Por Isabella Gonçalves
O seco corta a garganta e interrompe a palavra. Marielle Franco foi covardemente executada no centro da cidade do Rio de Janeiro na noite da última quarta-feira, dia 14/03, assim como o companheiro Anderson Gomes. Pensaram que iriam calar Marielle, mas no dia seguinte as cidades de todo o Brasil se enchem de luto e luta. Manifestações massivas tomaram as ruas das principais capitais, marchas dos debaixo que sentem que perderam uma das suas. Sim, Marielle era nossa. Mulher negra e de luta, vereadora lésbica e favelada, a sua existência desafiava a desesperança na política, o ódio e o racismo em tempos de golpes.
Para que Marielle chegasse a ser a quinta vereadora mais votada do Rio de Janeiro foi preciso muito mais do que uma campanha eleitoral. Marielle é o resultado muitas gerações de luta do povo pobre e negro, de resistência das periferias e de organização das mulheres. É a presença que rompe séculos de silenciamento e que exige “parem de nos matar!”. A sua morte condensa toda a crueldade dos nossos tempos e também toda a urgência da nossa palavra.
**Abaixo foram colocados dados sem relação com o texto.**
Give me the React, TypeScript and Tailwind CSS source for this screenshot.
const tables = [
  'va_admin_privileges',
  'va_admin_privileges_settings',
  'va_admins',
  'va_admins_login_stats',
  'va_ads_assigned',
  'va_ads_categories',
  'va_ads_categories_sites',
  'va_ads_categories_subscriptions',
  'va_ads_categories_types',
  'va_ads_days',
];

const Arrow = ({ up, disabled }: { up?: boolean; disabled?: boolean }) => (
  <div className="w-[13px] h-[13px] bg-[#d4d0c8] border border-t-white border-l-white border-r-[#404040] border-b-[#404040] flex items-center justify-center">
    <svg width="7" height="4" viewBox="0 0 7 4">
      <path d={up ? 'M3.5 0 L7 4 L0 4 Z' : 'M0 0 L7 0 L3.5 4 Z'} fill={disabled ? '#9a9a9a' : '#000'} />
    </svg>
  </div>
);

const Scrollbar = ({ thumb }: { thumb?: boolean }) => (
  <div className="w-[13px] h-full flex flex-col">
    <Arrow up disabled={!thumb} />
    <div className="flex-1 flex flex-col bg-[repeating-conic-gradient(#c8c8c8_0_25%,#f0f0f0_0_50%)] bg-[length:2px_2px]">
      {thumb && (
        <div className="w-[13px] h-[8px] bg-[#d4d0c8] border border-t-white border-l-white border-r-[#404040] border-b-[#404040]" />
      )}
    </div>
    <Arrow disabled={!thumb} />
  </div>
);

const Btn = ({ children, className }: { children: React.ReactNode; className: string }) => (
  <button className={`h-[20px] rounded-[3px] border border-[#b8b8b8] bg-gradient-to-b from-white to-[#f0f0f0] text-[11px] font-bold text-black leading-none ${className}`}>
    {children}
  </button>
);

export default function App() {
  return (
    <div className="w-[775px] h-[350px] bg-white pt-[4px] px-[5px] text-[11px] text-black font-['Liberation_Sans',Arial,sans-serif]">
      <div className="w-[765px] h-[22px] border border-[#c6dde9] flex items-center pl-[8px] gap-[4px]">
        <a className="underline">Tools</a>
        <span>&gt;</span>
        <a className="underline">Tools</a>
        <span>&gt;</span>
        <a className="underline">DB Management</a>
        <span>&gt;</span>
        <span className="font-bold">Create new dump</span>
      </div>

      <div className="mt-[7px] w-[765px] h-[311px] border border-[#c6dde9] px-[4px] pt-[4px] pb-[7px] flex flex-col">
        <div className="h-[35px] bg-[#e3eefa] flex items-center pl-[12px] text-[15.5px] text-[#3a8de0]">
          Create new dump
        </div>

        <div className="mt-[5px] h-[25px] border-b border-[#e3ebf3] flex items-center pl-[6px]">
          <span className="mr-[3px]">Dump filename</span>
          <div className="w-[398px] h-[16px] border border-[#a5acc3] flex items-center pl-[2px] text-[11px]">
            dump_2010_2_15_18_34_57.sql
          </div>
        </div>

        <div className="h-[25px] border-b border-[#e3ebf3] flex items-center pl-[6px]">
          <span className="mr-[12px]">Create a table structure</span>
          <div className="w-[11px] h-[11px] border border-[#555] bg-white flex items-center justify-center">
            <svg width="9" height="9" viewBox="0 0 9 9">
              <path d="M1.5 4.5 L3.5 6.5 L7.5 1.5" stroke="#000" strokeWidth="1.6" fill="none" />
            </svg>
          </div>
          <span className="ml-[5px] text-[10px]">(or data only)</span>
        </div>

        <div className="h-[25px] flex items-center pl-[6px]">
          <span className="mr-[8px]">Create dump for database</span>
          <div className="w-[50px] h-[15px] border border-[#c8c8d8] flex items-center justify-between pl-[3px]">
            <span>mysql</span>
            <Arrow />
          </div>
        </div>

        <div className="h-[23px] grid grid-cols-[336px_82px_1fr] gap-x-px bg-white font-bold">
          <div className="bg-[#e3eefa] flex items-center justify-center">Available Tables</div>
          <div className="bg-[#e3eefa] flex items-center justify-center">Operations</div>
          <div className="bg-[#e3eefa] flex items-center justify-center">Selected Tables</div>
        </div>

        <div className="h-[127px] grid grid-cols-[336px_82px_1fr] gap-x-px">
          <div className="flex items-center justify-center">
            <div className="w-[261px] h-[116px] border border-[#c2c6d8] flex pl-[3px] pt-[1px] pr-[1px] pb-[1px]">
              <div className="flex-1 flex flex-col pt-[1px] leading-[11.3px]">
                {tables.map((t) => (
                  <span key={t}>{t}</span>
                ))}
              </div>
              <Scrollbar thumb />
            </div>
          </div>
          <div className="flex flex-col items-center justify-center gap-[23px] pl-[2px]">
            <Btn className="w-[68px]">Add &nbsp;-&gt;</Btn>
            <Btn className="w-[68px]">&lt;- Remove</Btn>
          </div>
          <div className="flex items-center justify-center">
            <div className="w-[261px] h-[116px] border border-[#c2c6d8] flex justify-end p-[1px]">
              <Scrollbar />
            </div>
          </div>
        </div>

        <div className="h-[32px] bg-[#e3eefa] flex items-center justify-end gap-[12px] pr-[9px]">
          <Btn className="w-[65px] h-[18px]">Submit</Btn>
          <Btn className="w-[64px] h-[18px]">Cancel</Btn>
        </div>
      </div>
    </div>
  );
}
As narrativas hegemônicas da Globo e do ilegítimo governo Temer tentarão fazer parecer que Marielle e Anderson morreram por que a situação no Rio de Janeiro é “ingovernável” e exige mais intervenção e repressão estatal. Sabemos e sentimos que não. Marielle e Anderson morreram justamente pela existência de um governo neoliberal e para-militar que há anos transformou a doutrina da segurança nacional dos regimes militares em uma doutrina da segurança urbana, que mantém o fusil permanentemente apontado para as favelas.
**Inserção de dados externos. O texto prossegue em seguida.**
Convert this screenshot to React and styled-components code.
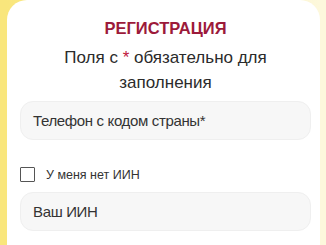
import React from "react";
import styled, { createGlobalStyle } from "styled-components";

const Global = createGlobalStyle`
  html, body { margin: 0; padding: 0; }
  body {
    width: 326px;
    height: 245px;
    overflow: hidden;
    background: #fbe886;
    font-family: "Liberation Sans", Arial, sans-serif;
  }
`;

const Page = styled.div`
  display: flex;
  height: 245px;
  padding-left: 7px;
  padding-right: 6px;
  background: linear-gradient(to right, #f9e67c 0, #f9e67c 7px, #fdf8dc 320px, #fdf8dc 326px);
`;

const Card = styled.div`
  flex: 1;
  background: #ffffff;
  border-radius: 20px 20px 0 0;
  padding: 17px 9px 0 13px;
  display: flex;
  flex-direction: column;
`;

const Title = styled.h1`
  margin: 0;
  text-align: center;
  font-size: 16.5px;
  font-weight: 700;
  color: #9c1a3a;
  line-height: 22px;
`;

const Subtitle = styled.p`
  margin: 6px 0 0;
  text-align: center;
  font-size: 17px;
  line-height: 25px;
  color: #2b2b2b;
`;

const Star = styled.span`
  color: #c0163c;
`;

const Field = styled.div`
  box-sizing: border-box;
  height: 39px;
  border-radius: 13px;
  background: #f7f7f7;
  border: 1px solid #efefef;
  display: flex;
  align-items: center;
  padding-left: 12px;
  font-size: 15px;
  letter-spacing: -0.35px;
  color: #333333;
  margin-top: ${(p) => p.$mt}px;
`;

const CheckRow = styled.label`
  display: flex;
  align-items: center;
  gap: 11px;
  height: 15px;
  margin-top: 27px;
  font-size: 12.5px;
  color: #333333;
`;

const Box = styled.span`
  box-sizing: border-box;
  width: 15px;
  height: 15px;
  border: 1.5px solid #555555;
  border-radius: 1px;
  background: #fff;
`;

export default function App() {
  return (
    <>
      <Global />
      <Page>
        <Card>
          <Title>РЕГИСТРАЦИЯ</Title>
          <Subtitle>
            Поля с <Star>*</Star> обязательно для
            <br />
            заполнения
          </Subtitle>
          <Field $mt={6}>Телефон с кодом страны*</Field>
          <CheckRow>
            <Box />
            У меня нет ИИН
          </CheckRow>
          <Field $mt={10}>Ваш ИИН</Field>
        </Card>
      </Page>
    </>
  );
}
Esse governo que investe mais em militarização e megaeventos do que em políticas públicas, que congela investimentos sociais e leva a população do Estado a um verdadeiro estado de calamidade e penúria é o principal ator dessa Guerra Suja* que assassinou a Marielle e Anderson. Uma matança justificada na suposta “Guerra às Drogas” que, longe de combater o narcotráfico, contribui para a monopolização do comércio em associação com o Estado.
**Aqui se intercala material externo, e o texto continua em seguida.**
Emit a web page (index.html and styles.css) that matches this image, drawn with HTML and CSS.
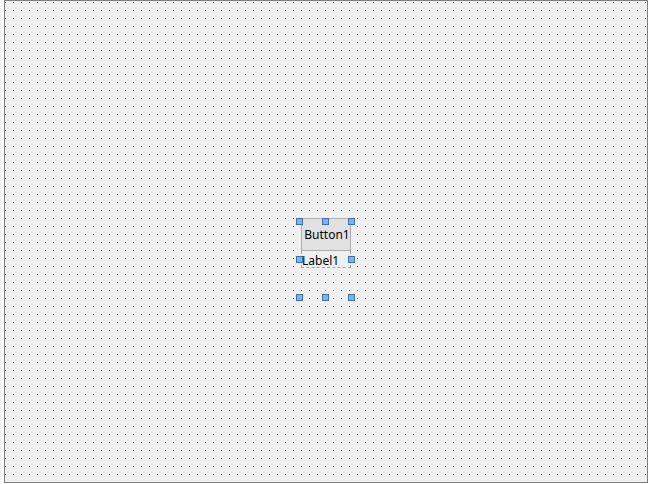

As balas que mataram Marielle são feitas da mesma matéria que as homenagens feitas por Jair de Bolsoraro aos torturadores e estupradores. Da hipócrisia das declarações do presidente ilegítimo Temer, que desmarcou a sua ida ao Rio onde pretendia capitalizar popularidade com a intevenção militar. Da exigência do comandante do exército, General Villas Bôas, de que não seja instaurada uma nova comissão da verdade para apurar os crimes da intervenção militar.
Marielle foi assassinada poucos dias depois de assumir a relatoria da Comissão instaurada na Câmara Municipal para apurar os crimes da Intervenção Militar. Foi em março, mês em que as mulheres de todo o continente denunciam a militarização e o feminigenocídio dos (des)vernos neoliberais.
Tentaram calar Marielle e calar a todas nós. Mas hoje sua palavra se multiplica e amplifica. Somos milhões ao seu lado. Seguimos a vida e a voz de Marielle. Dizemos não à guerra suja, não á intervenção militar, nem uma a menos, não mais à matança das nossas e dos nossos. Diante da sua morte assumimos um compromisso coletivo de viver. E viver é lutar e resistir.
Marielle Presente! Em nós e na luta!
*Não existe guerra limpa, toda guerra é suja. Utilizo o conceito “Guerra Suja” no sentido que lhe foi dado pelo direito internacional para descrever as guerras que não se declaram como tal e, por isso, não se submetem a qualquer tipo de acordo ou tratado internacional, que correspondem a situações onde o Estado se envolve em crimes hediondos e sistemáticas violações de direitos em condições de guerra muitas vezes não declarada. A didatura na Argentina bem como o a didatura de Franco na Espanha foram historicamente consideradas Guerras Sujas.